As I've mentioned in my previous post, one of the reason I went to Hong Kong two weeks ago is to attend my Hong Kong cousin brother's wedding lunch ceremony. Due to the fact that his root is the aboriginals in Yuen Long, this mean wedding lunch will be held in his ancestor's village popularly known as "gated village" (围村) in Yuen Long, Hong Kong.
As a tradition, when a son is getting marry in the village, "poon choy" 盘菜 are served to the friends and family during lunch or dinner. Because my cousin will also held a wedding dinner in hotel a week later, so the "poon choy" is held during lunch. Our family from Malaysia chose to attend to this instead of the hotel one. Obvious reason is to taste the authentic Yuen Long "pun choy" that one won't be able to get else where. Those so called "poon choy" sold in restaurants just can't compare with this.

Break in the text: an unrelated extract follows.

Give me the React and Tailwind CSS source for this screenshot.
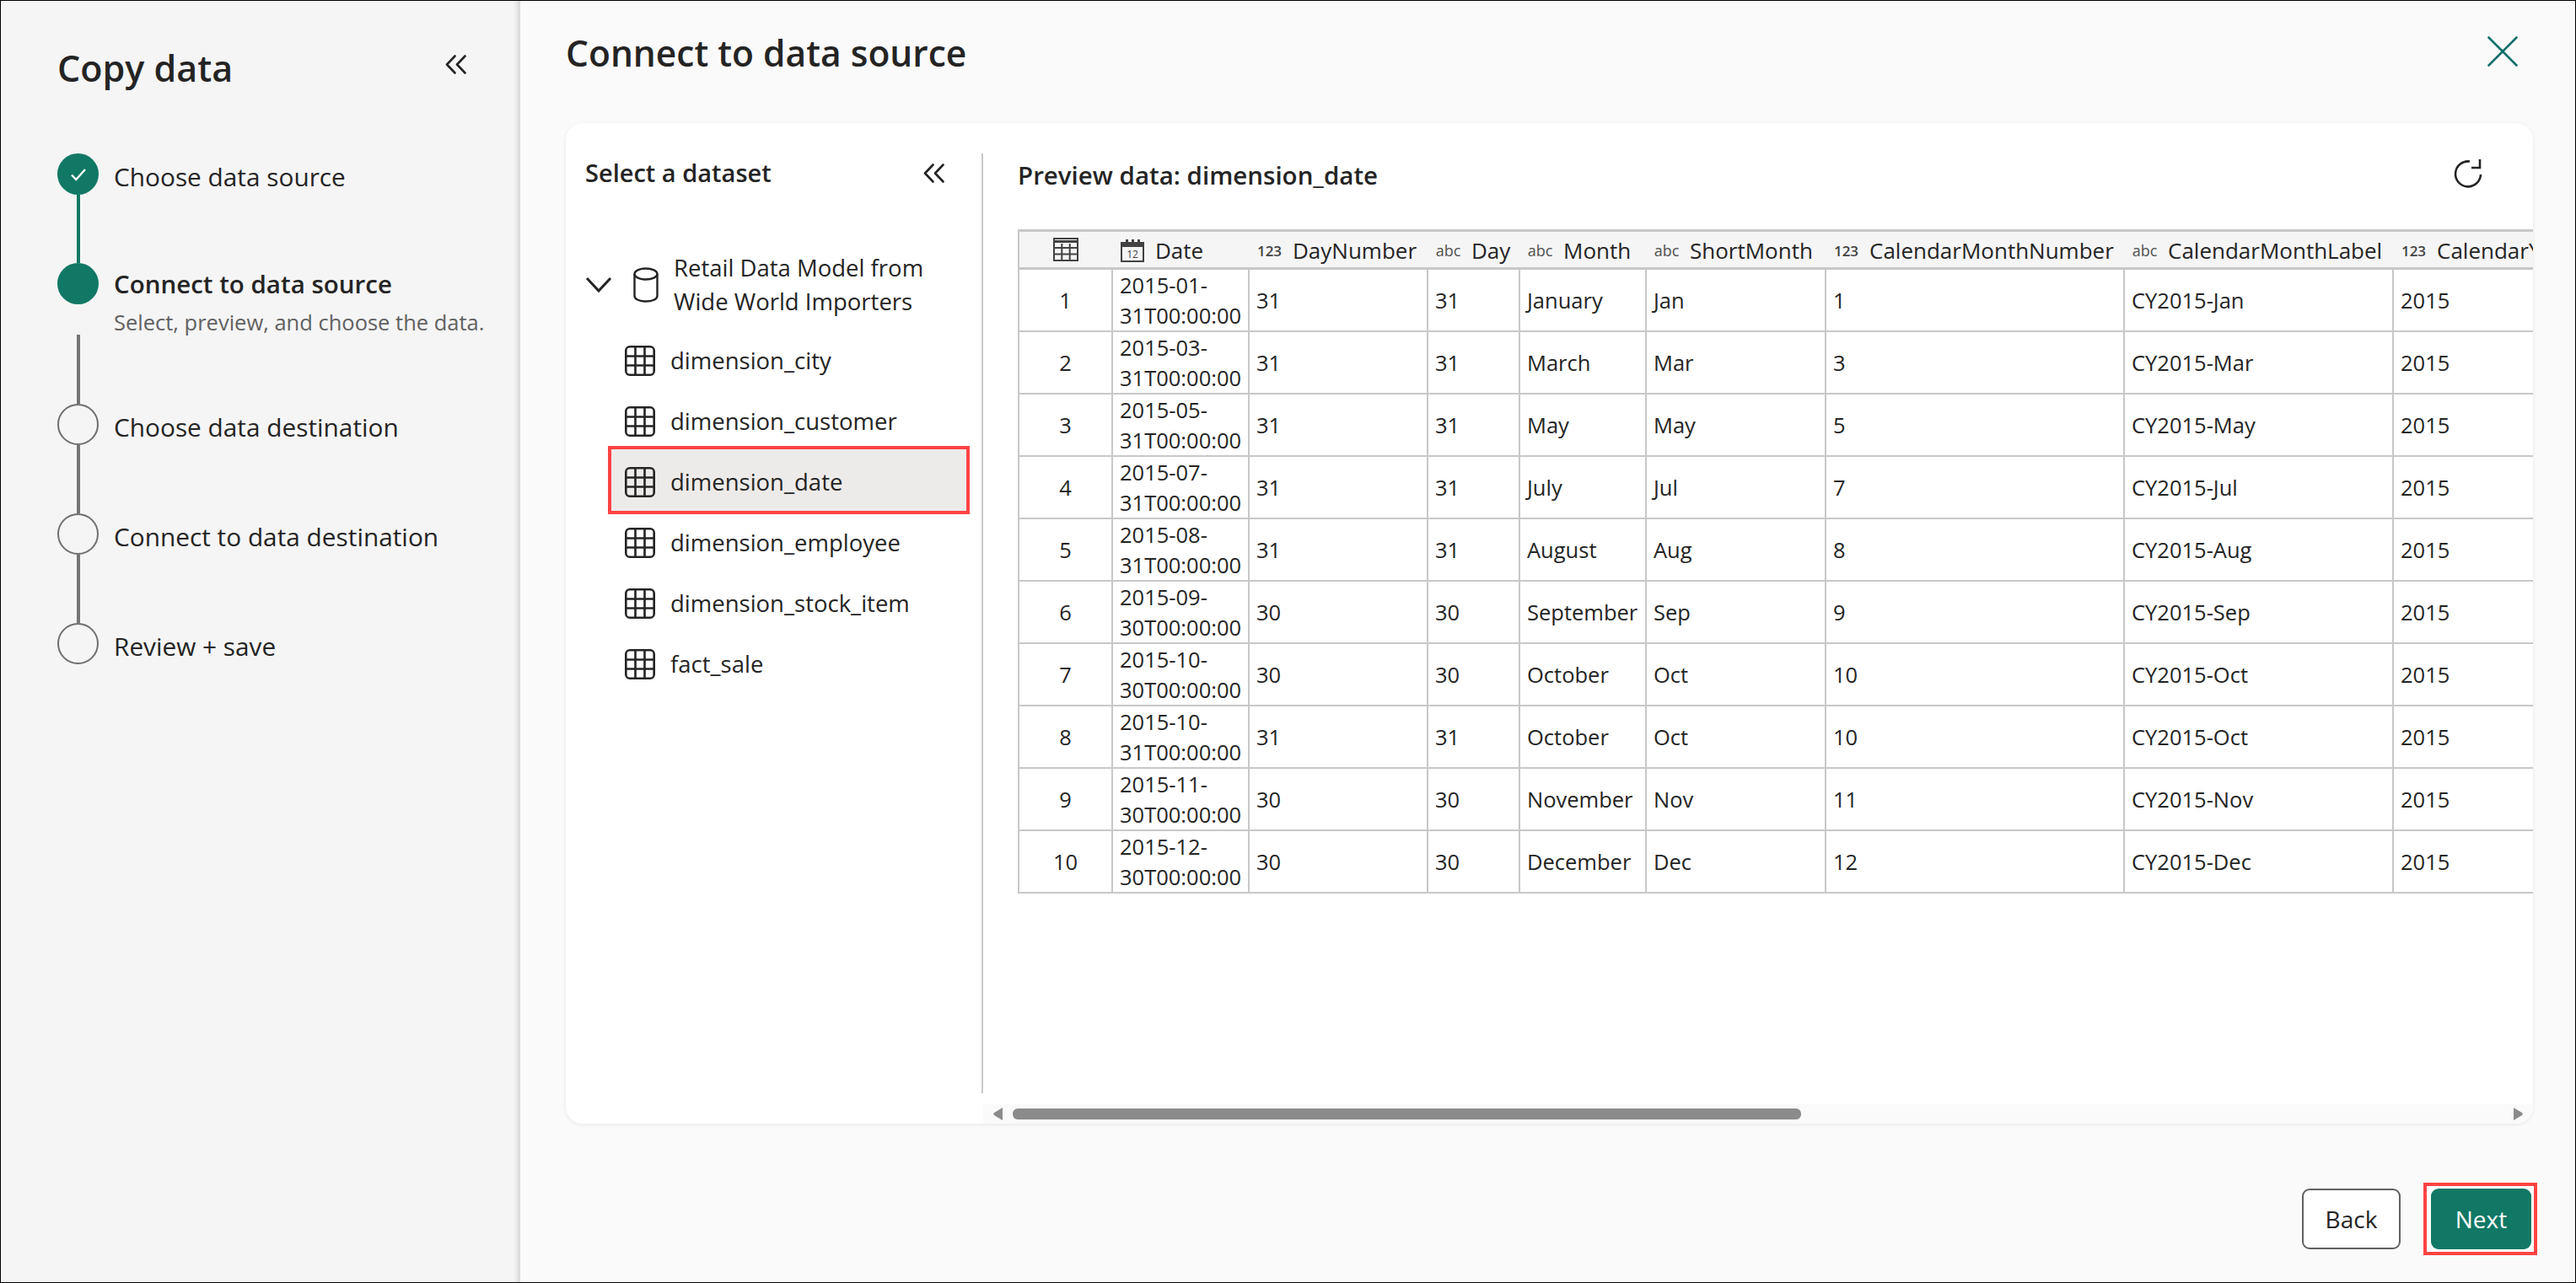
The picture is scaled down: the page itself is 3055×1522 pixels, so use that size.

Before lunch, the groom and bridegroom (in the morning the groom went to pick up the bride from her house, actually it's about the same as the Chinese wedding here in Malaysia) will have to go to the ancestral house inside the village to offer incense to the ancestors. Then, it's time for tea ceremony.
As you can see the bride here during this ceremony is wearing the traditional Chinese wedding gown. While in Malaysia, we usually see the bride wearing the western white wedding gown instead during this ceremony at daytime.
After the tea ceremony, it's time for the "poon choy" luncheon to start. Each table will have a stove. This is used to heat up the "poon choy" and to keep it from becoming cold. Even though it's spring time, Hong Kong is still quite cold with the coolest that day is around 15 degree Celsius.
We have to wait till the "poon choy" is heated up until boiling only then we can remove the aluminum foil.
It's time to indulged in this, I've been waiting a long time to try an authentic 围村 "poon choy". For those of you that don't know what is "poon choy". Let me briefly explain here. It's a dish consists of many other dishes cooked and then stacked in a specific way inside a very big bowl or pot, whatever. At the bottom, there are fu chuk (dried flat bean curd), radish and pork skin (dish that doesn't have any taste on it's own, it will absorb the juice from the meat stacked at the top). Then there's shitake mushroom, sotong, fish balls stacked in the middle followed by nam yue pork belly (南乳猪腩肉). At the top are chicken cooked in soy sauce and prawn.
The most delicious is of course the dishes at the bottom. I like the fu chuk most because it has absorbed all the juices from the pork belly, chicken and prawn. The bowl is really a very big bowl. The ten of us can't even finish half of it.
The picture is not enough. Let's watch it in High Definition video to do justice to the poon choy 盘菜.
Picture time after such a fulfilling meal.
The groom's younger sisters, Christine and Kathryn.
It was fun meeting up with my cousins and families and also get to experience what is it like for a wedding in such a traditional place like Yuen Long village. The best part is of course get to eat authentic "poon choy".